I received many questions the last few days regarding my recent Microsoft Stock articles. I thought it would be easier to answer these Microsoft Stock questions through a few articles rather than try to respond to everyone individually. First up is Microsoft Stock Covered Calls.
Microsoft Stock and Covered Calls
On March 23 I sold the May $33 strike for Microsoft Stock. I did this because the stock has had a spectacular run-up and while I do believe there is more upside left in Microsoft Stock I do not believe it will happen overnight. As explained in my article, the move up in Microsoft Stock has been rapid and steady. There has been hardly any “breathing room” in the rise. I do believe the stock needs a rest. Microsoft stock must fall back to test support before pushing higher. No stock can rise endlessly. It is always a series of patterns. The only concern in a pullback should be if the pullback becomes severe and breaks through previous support levels.

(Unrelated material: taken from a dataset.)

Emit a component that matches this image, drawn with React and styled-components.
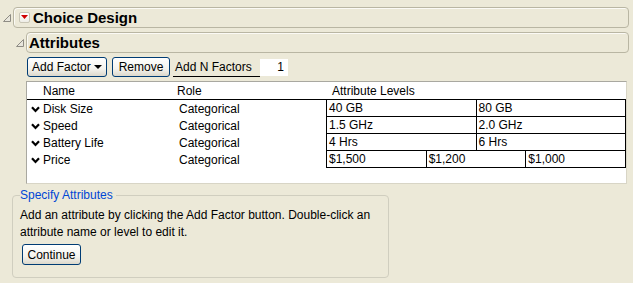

Looking at the chart below I would say based on the 3 month Microsoft Stock chart, the stock may fall back to $30.50 to $31.50 and test support at that valuation. The rise in the stock from $26.50 to $30.00 took place in the month of January. Since then the stock has trended higher but at a slower pace.
On March 16 Microsoft Stock hit an intra-day high of $32.95 and since then has fallen back, tried to rally and fallen again. This second rally is the signal that the stock needs a rest. The second rally was also when I sold my covered calls.
I Picked Microsoft May Covered Calls Because…
By selling the covered calls now into May, even if Microsoft Stock should push higher I do believe the chance of it falling back below $33.00 is greater than staying above $33 in May. I picked May $33 exactly for this reason.
I am NOT prepared to sell my Microsoft Stock at this stage. It is in my retirement portfolio and between the covered call income and dividend I am content to wait for the stock to continue the uptrend once it has tested support.
No Need To Hold Covered Calls Until Expiry
Remember too that I am just looking to earn a little bit more premium from the stock. There is no need to hold the covered calls until May options expiry. If the stock pulls back in April or early May and I have a decent profit in my covered calls I will close my covered calls early by buying them back. I consider 75 to 80 percent of the premium as decent. If Microsoft stock should rise higher I always have the option of buying back my covered calls and selling them further out or rolling up higher and out further in time.
One Last Word About The Microsoft Stock Retirement Portfolio Trade
Don’t forget that when covered calls are sold they can either be left to expire; they can end up with Microsoft Stock being exercised away; or I can buy back my covered calls and roll them; or I can buy back my covered calls, purchase additional shares in Microsoft Stock and sell more covered calls at a higher strike.
Buying additional shares in Microsoft Stock should it rise and stay above my covered call strike is always a possibility. It is a bit like averaging down on a stock only this time I am averaging higher. By purchasing additional shares and selling more covered calls it often will turn a net debit on a buy back of covered calls, into a net credit since I will be selling more covered calls than I am buying to close.
Considering Getting Out Of Microsoft Stock?
For those readers who wrote wondering about getting out of Microsoft Stock now, if you are undecided but somewhat concerned, you could sell an in the money covered call, perhaps at the $31.00 or even $30 strike. If the stock falls below $31.00 or $30.00 you will still have your Microsoft stock but will have benefited from the pullback more than my covered call trade at $33.00 will.
Microsoft Stock In The Money Covered Calls
Selling In The Money Covered Calls is always a strong contender. It is a conservative strategy that often performs well. If exercised out at $31 or $30, there will always be time to reconsider purchasing Microsoft Stock again and waiting for the next uptrend in the stock.
Remember though that if the pull-back is short and the uptrend continues it will be expensive to buy back in the money covered calls. Usually when investors sell in the money covered calls it is because they are concerned about a steep pullback or they want to sell their shares but would like a little more premium than where the stock is presently trading, but also want some protection in case the stock pulls back further than anticipated while they are waiting to be exercised from their shares.
Is This A Perfect Moment?
Indeed this could easily be a perfect moment to be selling an in the money covered call as the Microsoft Stock chart looks weak at this level. For myself I am not interested in an in the money covered call on my stock as I intend to hold it longer and I am seeking just a small premium while I wait for the weakness in Microsoft Stock to work itself out.